Stated exercise => Return all of the data exactly, with nothing left out but the pictures.

Material =>
** begin **

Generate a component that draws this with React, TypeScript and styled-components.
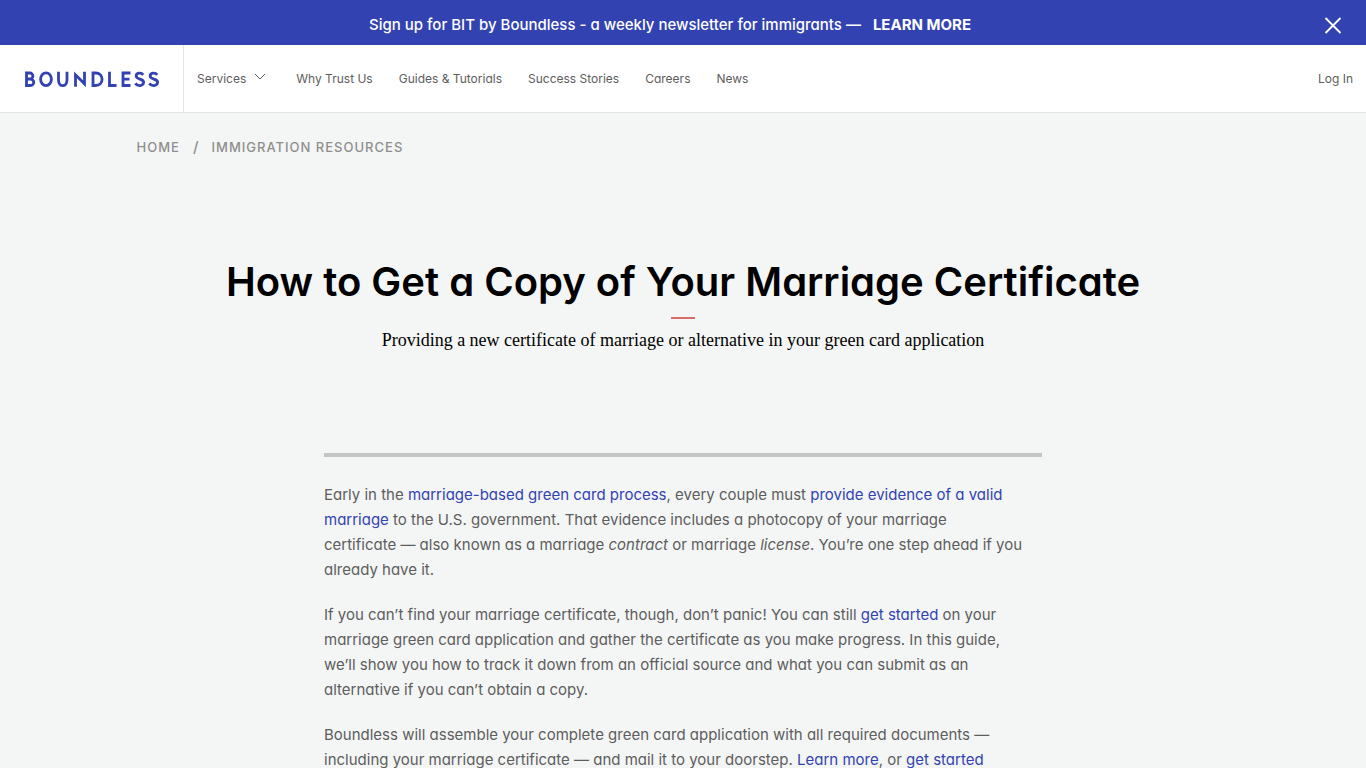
import React from "react";
import styled, { createGlobalStyle } from "styled-components";

const sans = `Inter, "Open Sans", "Liberation Sans", sans-serif`;
const serif = `"Liberation Serif", "Times New Roman", serif`;
const blue = "#3243b1";

const GlobalStyle = createGlobalStyle`
  * { box-sizing: border-box; }
  body {
    margin: 0;
    background: #f4f6f5;
    color: #5d5d5d;
    font-family: ${sans};
    font-feature-settings: "cv11" 1;
  }
  a { text-decoration: none; }
`;

const Banner = styled.aside`
  display: flex;
  align-items: center;
  height: 45px;
  padding: 4px 24px 0 16px;
  background: ${blue};
  color: #fff;
  font-size: 15px;
  line-height: 24px;
  font-weight: 500;
`;

const BannerText = styled.p`
  flex: 1;
  margin: 0;
  text-align: center;
`;

const BannerLink = styled.a`
  margin-left: 8px;
  color: #fff;
  font-weight: 700;
`;

const CloseButton = styled.button`
  display: flex;
  padding: 0;
  border: 0;
  background: none;
  color: #fff;
  cursor: pointer;
`;

const Header = styled.header`
  display: flex;
  height: 68px;
  background: #fff;
  border-bottom: 1px solid #e2e5e4;
`;

const Brand = styled.a`
  display: flex;
  align-items: center;
  width: 184px;
  padding-left: 24px;
  border-right: 1px solid #e2e5e4;
`;

const Nav = styled.nav`
  display: flex;
  flex: 1;
  align-items: center;
  justify-content: space-between;
  padding: 0 13px;
`;

const NavList = styled.ul`
  display: flex;
  gap: 26px;
  margin: 0;
  padding: 0;
  list-style: none;
`;

const NavLink = styled.a`
  display: flex;
  align-items: center;
  color: #5d5d5d;
  font-size: 12px;
  line-height: 20px;
`;

const Chevron = styled.svg`
  width: 12px;
  height: 12px;
  margin: 0 4px 0 8px;
`;

const Breadcrumbs = styled.nav`
  display: flex;
  align-items: center;
  gap: 13px;
  padding: 22px 10% 0;
  color: #8e8e8e;
  font-size: 13px;
  line-height: 24px;
  font-weight: 500;
`;

const Crumb = styled.a`
  color: #8e8e8e;
  letter-spacing: 1px;
  text-transform: uppercase;
`;

const Slash = styled.span`
  font-size: 15px;
`;

const Hero = styled.section`
  display: flex;
  flex-direction: column;
  align-items: center;
  padding: 95px 24px 0;
  color: #000;
  text-align: center;
`;

const Title = styled.h1`
  margin: 0;
  font-size: 40px;
  line-height: 56px;
  font-weight: 600;
`;

const Accent = styled.hr`
  width: 24px;
  height: 2px;
  margin: 7px 0 9px;
  border: 0;
  background: #db6b66;
`;

const Subtitle = styled.p`
  margin: 0;
  font-family: ${serif};
  font-size: 18px;
  line-height: 24px;
`;

const Article = styled.article`
  max-width: 718px;
  margin: 101px auto 0;
  padding-top: 25px;
  border-top: 4px solid #c2c5c4;
`;

const Paragraph = styled.p`
  margin: 0 0 20px;
  font-size: 15px;
  line-height: 25px;

  @media (max-width: 720px) {
    br { display: none; }
  }
`;

const TextLink = styled.a`
  color: ${blue};
`;

const Logo = () => (
  <svg width="136" height="18" viewBox="0 0 136 18" fill="none" stroke={blue} strokeWidth="2.800" aria-label="Boundless" role="img">
    <path d="M2.500 3v12.500h4a3 3 0 0 0 0-6.500h-4h3.400a3 3 0 0 0 0-6z" />
    <ellipse cx="22" cy="9.200" rx="5.400" ry="6.400" />
    <path d="M34.500 1.800v8.200c0 7.500 8.500 7.500 8.500 0V1.800" />
    <path d="M51.500 16.800V4.800L60.500 13.800V1.800" />
    <path d="M69 3v12.500h2.500c8.800 0 8.800-12.500 0-12.500z" />
    <path d="M85.500 1.800v13.700h7" />
    <path d="M106.500 3h-7.500v12.500h7.500M99 9.200h6.500" />
    <path d="M119.200 4.800c-2.200-2.700-7-2-7 1.100 0 3.800 7.400 2.500 7.400 6.200 0 4.200-6 4.500-8.300 1.300" />
    <path d="M133.200 4.800c-2.200-2.700-7-2-7 1.100 0 3.800 7.400 2.500 7.400 6.200 0 4.200-6 4.500-8.300 1.300" />
  </svg>
);

const links = ["Why Trust Us", "Guides & Tutorials", "Success Stories", "Careers", "News"];

export default function App() {
  return (
    <>
      <GlobalStyle />
      <Banner>
        <BannerText>
          Sign up for BIT by Boundless - a weekly newsletter for immigrants — <BannerLink href="#">LEARN MORE</BannerLink>
        </BannerText>
        <CloseButton aria-label="Close">
          <svg width="18" height="18" viewBox="0 0 18 18" stroke="currentColor" strokeWidth="1.800">
            <path d="M1.500 2l15 15M16.500 2l-15 15" />
          </svg>
        </CloseButton>
      </Banner>
      <Header>
        <Brand href="#"><Logo /></Brand>
        <Nav aria-label="Main">
          <NavList>
            <li>
              <NavLink href="#">
                Services
                <Chevron viewBox="0 0 12 12" fill="none" stroke="currentColor">
                  <path d="M1 1l5 5 5-5" />
                </Chevron>
              </NavLink>
            </li>
            {links.map((label) => (
              <li key={label}><NavLink href="#">{label}</NavLink></li>
            ))}
          </NavList>
          <NavLink href="#">Log In</NavLink>
        </Nav>
      </Header>
      <main>
        <Breadcrumbs aria-label="Breadcrumb">
          <Crumb href="#">Home</Crumb>
          <Slash>/</Slash>
          <Crumb href="#">Immigration Resources</Crumb>
        </Breadcrumbs>
        <Hero>
          <Title>How to Get a Copy of Your Marriage Certificate</Title>
          <Accent />
          <Subtitle>Providing a new certificate of marriage or alternative in your green card application</Subtitle>
        </Hero>
        <Article>
          <Paragraph>
            Early in the <TextLink href="#">marriage-based green card process</TextLink>, every couple must{" "}
            <TextLink href="#">provide evidence of a valid <br />marriage</TextLink> to the U.S. government. That
            evidence includes a photocopy of your marriage <br />
            certificate — also known as a marriage <em>contract</em> or marriage <em>license</em>. You’re one step
            ahead if you <br />
            already have it.
          </Paragraph>
          <Paragraph>
            If you can’t find your marriage certificate, though, don’t panic! You can still{" "}
            <TextLink href="#">get started</TextLink> on your <br />
            marriage green card application and gather the certificate as you make progress. In this guide, <br />
            we’ll show you how to track it down from an official source and what you can submit as an <br />
            alternative if you can’t obtain a copy.
          </Paragraph>
          <Paragraph>
            Boundless will assemble your complete green card application with all required documents — <br />
            including your marriage certificate — and mail it to your doorstep.{" "}
            <TextLink href="#">Learn more</TextLink>, or <TextLink href="#">get started</TextLink>
          </Paragraph>
        </Article>
      </main>
    </>
  );
}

** end **

Correct response =>
Generate a component that draws this with React, TypeScript and styled-components.
import React from "react";
import styled, { createGlobalStyle } from "styled-components";

const sans = `Inter, "Open Sans", "Liberation Sans", sans-serif`;
const serif = `"Liberation Serif", "Times New Roman", serif`;
const blue = "#3243b1";

const GlobalStyle = createGlobalStyle`
  * { box-sizing: border-box; }
  body {
    margin: 0;
    background: #f4f6f5;
    color: #5d5d5d;
    font-family: ${sans};
    font-feature-settings: "cv11" 1;
  }
  a { text-decoration: none; }
`;

const Banner = styled.aside`
  display: flex;
  align-items: center;
  height: 45px;
  padding: 4px 24px 0 16px;
  background: ${blue};
  color: #fff;
  font-size: 15px;
  line-height: 24px;
  font-weight: 500;
`;

const BannerText = styled.p`
  flex: 1;
  margin: 0;
  text-align: center;
`;

const BannerLink = styled.a`
  margin-left: 8px;
  color: #fff;
  font-weight: 700;
`;

const CloseButton = styled.button`
  display: flex;
  padding: 0;
  border: 0;
  background: none;
  color: #fff;
  cursor: pointer;
`;

const Header = styled.header`
  display: flex;
  height: 68px;
  background: #fff;
  border-bottom: 1px solid #e2e5e4;
`;

const Brand = styled.a`
  display: flex;
  align-items: center;
  width: 184px;
  padding-left: 24px;
  border-right: 1px solid #e2e5e4;
`;

const Nav = styled.nav`
  display: flex;
  flex: 1;
  align-items: center;
  justify-content: space-between;
  padding: 0 13px;
`;

const NavList = styled.ul`
  display: flex;
  gap: 26px;
  margin: 0;
  padding: 0;
  list-style: none;
`;

const NavLink = styled.a`
  display: flex;
  align-items: center;
  color: #5d5d5d;
  font-size: 12px;
  line-height: 20px;
`;

const Chevron = styled.svg`
  width: 12px;
  height: 12px;
  margin: 0 4px 0 8px;
`;

const Breadcrumbs = styled.nav`
  display: flex;
  align-items: center;
  gap: 13px;
  padding: 22px 10% 0;
  color: #8e8e8e;
  font-size: 13px;
  line-height: 24px;
  font-weight: 500;
`;

const Crumb = styled.a`
  color: #8e8e8e;
  letter-spacing: 1px;
  text-transform: uppercase;
`;

const Slash = styled.span`
  font-size: 15px;
`;

const Hero = styled.section`
  display: flex;
  flex-direction: column;
  align-items: center;
  padding: 95px 24px 0;
  color: #000;
  text-align: center;
`;

const Title = styled.h1`
  margin: 0;
  font-size: 40px;
  line-height: 56px;
  font-weight: 600;
`;

const Accent = styled.hr`
  width: 24px;
  height: 2px;
  margin: 7px 0 9px;
  border: 0;
  background: #db6b66;
`;

const Subtitle = styled.p`
  margin: 0;
  font-family: ${serif};
  font-size: 18px;
  line-height: 24px;
`;

const Article = styled.article`
  max-width: 718px;
  margin: 101px auto 0;
  padding-top: 25px;
  border-top: 4px solid #c2c5c4;
`;

const Paragraph = styled.p`
  margin: 0 0 20px;
  font-size: 15px;
  line-height: 25px;

  @media (max-width: 720px) {
    br { display: none; }
  }
`;

const TextLink = styled.a`
  color: ${blue};
`;

const Logo = () => (
  <svg width="136" height="18" viewBox="0 0 136 18" fill="none" stroke={blue} strokeWidth="2.800" aria-label="Boundless" role="img">
    <path d="M2.500 3v12.500h4a3 3 0 0 0 0-6.500h-4h3.400a3 3 0 0 0 0-6z" />
    <ellipse cx="22" cy="9.200" rx="5.400" ry="6.400" />
    <path d="M34.500 1.800v8.200c0 7.500 8.500 7.500 8.500 0V1.800" />
    <path d="M51.500 16.800V4.800L60.500 13.800V1.800" />
    <path d="M69 3v12.500h2.500c8.800 0 8.800-12.500 0-12.500z" />
    <path d="M85.500 1.800v13.700h7" />
    <path d="M106.500 3h-7.500v12.500h7.500M99 9.200h6.500" />
    <path d="M119.200 4.800c-2.200-2.700-7-2-7 1.100 0 3.800 7.400 2.500 7.400 6.200 0 4.200-6 4.500-8.300 1.300" />
    <path d="M133.200 4.800c-2.200-2.700-7-2-7 1.100 0 3.800 7.400 2.500 7.400 6.200 0 4.200-6 4.500-8.300 1.300" />
  </svg>
);

const links = ["Why Trust Us", "Guides & Tutorials", "Success Stories", "Careers", "News"];

export default function App() {
  return (
    <>
      <GlobalStyle />
      <Banner>
        <BannerText>
          Sign up for BIT by Boundless - a weekly newsletter for immigrants — <BannerLink href="#">LEARN MORE</BannerLink>
        </BannerText>
        <CloseButton aria-label="Close">
          <svg width="18" height="18" viewBox="0 0 18 18" stroke="currentColor" strokeWidth="1.800">
            <path d="M1.500 2l15 15M16.500 2l-15 15" />
          </svg>
        </CloseButton>
      </Banner>
      <Header>
        <Brand href="#"><Logo /></Brand>
        <Nav aria-label="Main">
          <NavList>
            <li>
              <NavLink href="#">
                Services
                <Chevron viewBox="0 0 12 12" fill="none" stroke="currentColor">
                  <path d="M1 1l5 5 5-5" />
                </Chevron>
              </NavLink>
            </li>
            {links.map((label) => (
              <li key={label}><NavLink href="#">{label}</NavLink></li>
            ))}
          </NavList>
          <NavLink href="#">Log In</NavLink>
        </Nav>
      </Header>
      <main>
        <Breadcrumbs aria-label="Breadcrumb">
          <Crumb href="#">Home</Crumb>
          <Slash>/</Slash>
          <Crumb href="#">Immigration Resources</Crumb>
        </Breadcrumbs>
        <Hero>
          <Title>How to Get a Copy of Your Marriage Certificate</Title>
          <Accent />
          <Subtitle>Providing a new certificate of marriage or alternative in your green card application</Subtitle>
        </Hero>
        <Article>
          <Paragraph>
            Early in the <TextLink href="#">marriage-based green card process</TextLink>, every couple must{" "}
            <TextLink href="#">provide evidence of a valid <br />marriage</TextLink> to the U.S. government. That
            evidence includes a photocopy of your marriage <br />
            certificate — also known as a marriage <em>contract</em> or marriage <em>license</em>. You’re one step
            ahead if you <br />
            already have it.
          </Paragraph>
          <Paragraph>
            If you can’t find your marriage certificate, though, don’t panic! You can still{" "}
            <TextLink href="#">get started</TextLink> on your <br />
            marriage green card application and gather the certificate as you make progress. In this guide, <br />
            we’ll show you how to track it down from an official source and what you can submit as an <br />
            alternative if you can’t obtain a copy.
          </Paragraph>
          <Paragraph>
            Boundless will assemble your complete green card application with all required documents — <br />
            including your marriage certificate — and mail it to your doorstep.{" "}
            <TextLink href="#">Learn more</TextLink>, or <TextLink href="#">get started</TextLink>
          </Paragraph>
        </Article>
      </main>
    </>
  );
}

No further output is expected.